We have been using Ubiquiti’s Unifi platform to run our home network for several years now. Back in 2016 we made the decision to upgrade our home network to “professional-grade” equipment. Our justification for this upgrade was to increase our network capacity, and to implement better security controls (such as putting IOT devices on their own VLAN). Those were, of course, very real justifications. However, another big motivator was just that I am a nerd, and wanted better “toys”.

Both my other half and I have extensive Home and Small Office networking experience, both personally and from our “IT guy” side hustles. We both have exposure to enterprise networking equipment and features from college, and through labs. However, we have not garnered much experience with the equipment in “production” environments, even one as small as a home network. Everything we had done up to that point consisted of “consumer-grade” equipment, maybe with the odd custom firmware to add features.

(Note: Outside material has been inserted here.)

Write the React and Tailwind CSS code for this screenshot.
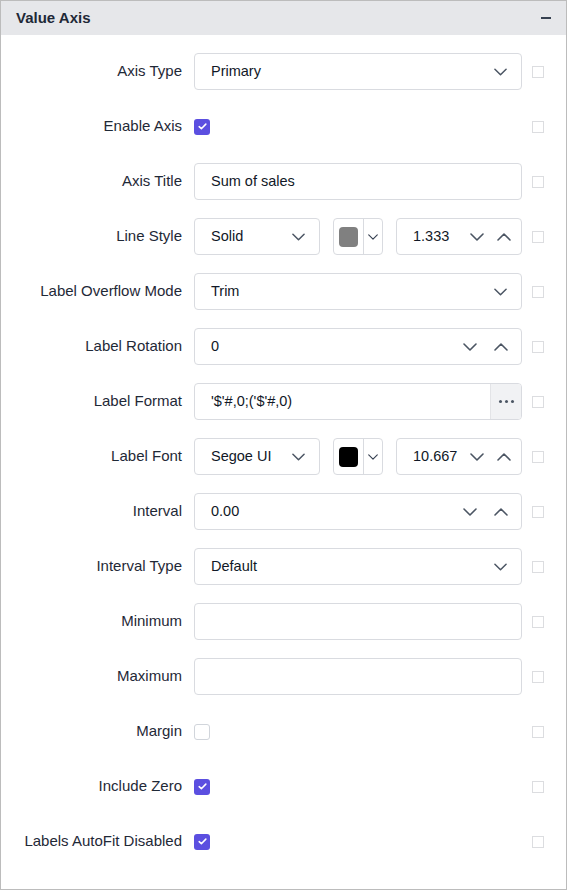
import React from 'react';

const ChevronDown = ({ className = '' }) => (
  <svg viewBox="0 0 14 8" className={className} fill="none" stroke="currentColor" strokeWidth="1.6" strokeLinecap="round" strokeLinejoin="round">
    <path d="M1 1l6 6 6-6" />
  </svg>
);

const ChevronUp = ({ className = '' }) => (
  <svg viewBox="0 0 14 8" className={className} fill="none" stroke="currentColor" strokeWidth="1.6" strokeLinecap="round" strokeLinejoin="round">
    <path d="M1 7l6-6 6 6" />
  </svg>
);

const box = 'h-[37px] rounded-[4px] border border-[#d9dbe0] bg-white flex items-center';

const Dropdown = ({ value, className = '' }) => (
  <div className={`${box} pl-4 pr-[14px] justify-between ${className}`}>
    <span>{value}</span>
    <ChevronDown className="w-[13px] h-[8px] text-[#4b5563]" />
  </div>
);

const TextBox = ({ value = '' }) => (
  <div className={`${box} px-4 w-full`}>
    <span>{value}</span>
  </div>
);

const Numeric = ({ value, wide, className = '' }) => (
  <div className={`${box} pl-4 ${wide ? 'pr-[13px]' : 'pr-[10px]'} ${className}`}>
    <span className="flex-1">{value}</span>
    <ChevronDown className="w-[14px] h-[8px] text-[#4b5563]" />
    <ChevronUp className={`w-[14px] h-[8px] text-[#4b5563] ${wide ? 'ml-[17px]' : 'ml-[13px]'}`} />
  </div>
);

const ColorPicker = ({ color }) => (
  <div className="h-[37px] w-[50px] rounded-[4px] border border-[#d9dbe0] bg-white flex items-center">
    <div className="w-[29px] flex justify-center">
      <div className="w-[19px] h-[20px] rounded-[4px]" style={{ backgroundColor: color }} />
    </div>
    <div className="w-px self-stretch bg-[#d9dbe0]" />
    <div className="flex-1 flex justify-center">
      <ChevronDown className="w-[10px] h-[6px] text-[#374151]" />
    </div>
  </div>
);

const Check = ({ checked }) =>
  checked ? (
    <div className="w-4 h-4 rounded-[3px] bg-[#5b4fe0] flex items-center justify-center">
      <svg viewBox="0 0 10 8" className="w-[9px] h-[7px]" fill="none" stroke="white" strokeWidth="1.8" strokeLinecap="round" strokeLinejoin="round">
        <path d="M1.2 4.2l2.5 2.3L8.8 1.3" />
      </svg>
    </div>
  ) : (
    <div className="w-4 h-4 rounded-[3px] border border-[#d1d5db] bg-white" />
  );

const Row = ({ label, children }) => (
  <div className="h-[55px] flex items-center">
    <div className="w-[181px] text-right text-[15px] text-[#1f2937]">{label}</div>
    <div className="ml-3 w-[328px] flex items-center">{children}</div>
    <div className="ml-[10px] w-3 h-3 border border-[#dcdde0] bg-white" />
  </div>
);

export default function App() {
  return (
    <div className="w-[567px] h-[890px] border border-[#bcbcbc] bg-white text-[14.5px] text-[#111827] font-['Liberation_Sans',sans-serif]">
      <div className="h-[34px] bg-[#e6e7ea] flex items-center justify-between pl-[15px] pr-[15px]">
        <span className="text-[15px] font-bold text-[#1f2937]">Value Axis</span>
        <div className="w-[10px] h-[1.5px] bg-[#374151]" />
      </div>
      <div className="pt-[9px]">
        <Row label="Axis Type">
          <Dropdown value="Primary" className="w-full" />
        </Row>
        <Row label="Enable Axis">
          <Check checked />
        </Row>
        <Row label="Axis Title">
          <TextBox value="Sum of sales" />
        </Row>
        <Row label="Line Style">
          <Dropdown value="Solid" className="w-[126px]" />
          <div className="ml-[13px]"><ColorPicker color="#808080" /></div>
          <Numeric value="1.333" className="ml-[13px] w-[126px]" />
        </Row>
        <Row label="Label Overflow Mode">
          <Dropdown value="Trim" className="w-full" />
        </Row>
        <Row label="Label Rotation">
          <Numeric value="0" wide className="w-full" />
        </Row>
        <Row label="Label Format">
          <div className="h-[37px] w-full rounded-[4px] border border-[#d9dbe0] bg-white flex overflow-hidden">
            <div className="flex-1 pl-4 flex items-center">'$'#,0;('$'#,0)</div>
            <div className="w-[31px] bg-[#f1f2f4] border-l border-[#e3e4e7] flex items-center justify-center gap-[3px]">
              <span className="w-[3px] h-[3px] rounded-full bg-[#4b5563]" />
              <span className="w-[3px] h-[3px] rounded-full bg-[#4b5563]" />
              <span className="w-[3px] h-[3px] rounded-full bg-[#4b5563]" />
            </div>
          </div>
        </Row>
        <Row label="Label Font">
          <Dropdown value="Segoe UI" className="w-[126px]" />
          <div className="ml-[13px]"><ColorPicker color="#000000" /></div>
          <Numeric value="10.667" className="ml-[13px] w-[126px]" />
        </Row>
        <Row label="Interval">
          <Numeric value="0.00" wide className="w-full" />
        </Row>
        <Row label="Interval Type">
          <Dropdown value="Default" className="w-full" />
        </Row>
        <Row label="Minimum">
          <TextBox />
        </Row>
        <Row label="Maximum">
          <TextBox />
        </Row>
        <Row label="Margin">
          <Check />
        </Row>
        <Row label="Include Zero">
          <Check checked />
        </Row>
        <Row label="Labels AutoFit Disabled">
          <Check checked />
        </Row>
      </div>
    </div>
  );
}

So we did some research, looked at Cisco and some of the other major vendors. There were many great options, but none seemed to fit. While we were technically capable of getting them working, most were overly complicated for what we needed. Then there was the sticker-shock. We weren’t naïve, we knew this type of equipment was pricey. However, unsurprisingly, many vendors wanted to nickel and dime for some features. So, we kept researching and eventually stumbled upon Ubiquiti, and UniFI.  The first thing that jumped out at us was the price, we though there must be a catch. After reading through their website, everything looked legit. We found the equipment with the features we desired, and decided to give it a try and ordered our first setup.

The Initial UniFi Setup

We were on a tight budget so, our original configuration was simple, we had the most basic setup:

  • 1x Unifi Security Gateway (USG-3P),
  • 1x UniFi 8-port POE Switch (USW-8)
  • 1x UniFi Wireless Access Point (AP-AC-PRO).

The controller software ran on our home server. The remainder of the network consisted of 2 Dell Gigabit switches we got for practically nothing on ebay for the remainder of our wired equipment. At the time, this powered around 33 WIFI devices and 20 wired devices, including our home server and VPN, 2 two very heavy bandwidth users, and guests.

The initial setup was incredibly easy. Once we had the controller running, we simply adopted the devices and just like that we had a functional network. Once we got the WI-FI configured we were good to go. We then went on to separate out our networks for main, IOT, Guests. This was incredibly easy with the GUI. We were up and running and fully configured in a matter of 2 hours. Although the system worked pretty well, it was unable to accommodate some of the more advanced features like IPS/IDS without a serious drop in throughput, so we had to leave those off, but we were very impressed .It was an immediate and obvious improvement to our network.

The Upgrade(s)

Over the years as the number of client devices on our network has doubled. New technologies have been released. So, we have of course upgraded the setup. We are now running:

  • UniFi Dream Machine Pro (UDM-Pro)
  • 1x  24 port switch (USW-24)
  • 1x UniFi 8-port POE Switch (USW-8-POE)
  • 1x UniFi Wireless Access Point (AP-AC-PRO).
  • 1x UniFi Wi-FI 6 Access Point (U6-Lite)
  • 3x Flex Switch Mini 5-Port
  • 1x UniFi G3 camera (testing for now)

The upgrade wasn’t as smooth as the initial install, but was not too difficult. As we were replacing the controller with the UDM Pro, we found that we could not transfer our settings over. May have been user error, but we went ahead and started from scratch. Once we had the UDM up and running, it took little time to readopt our old hardware we intended to use. Once all of the new hardware was setup, we were able to enable IPS/IDS and Geo IP filtering (features I had long wanted). Since then, everything has been running more or less flawlessly. There are still a few bugs in the controller, but it seems Ubiquiti are working them out.

With the exception of the cable modem our entire network infrastructure is now UniFi, we have started utilizing Unifi Protect cameras, and if they work out they will replace our off brand Chinese ones.  So far, our experience with UniFi has been awesome. There are some flaws in the system, but we without a doubt feel that we have gotten our money’s worth.  I will post here from time to time with updates to the network. If you are considering using UniFi for your home network, and actually have a use for the advanced features, I would definitely recommend it.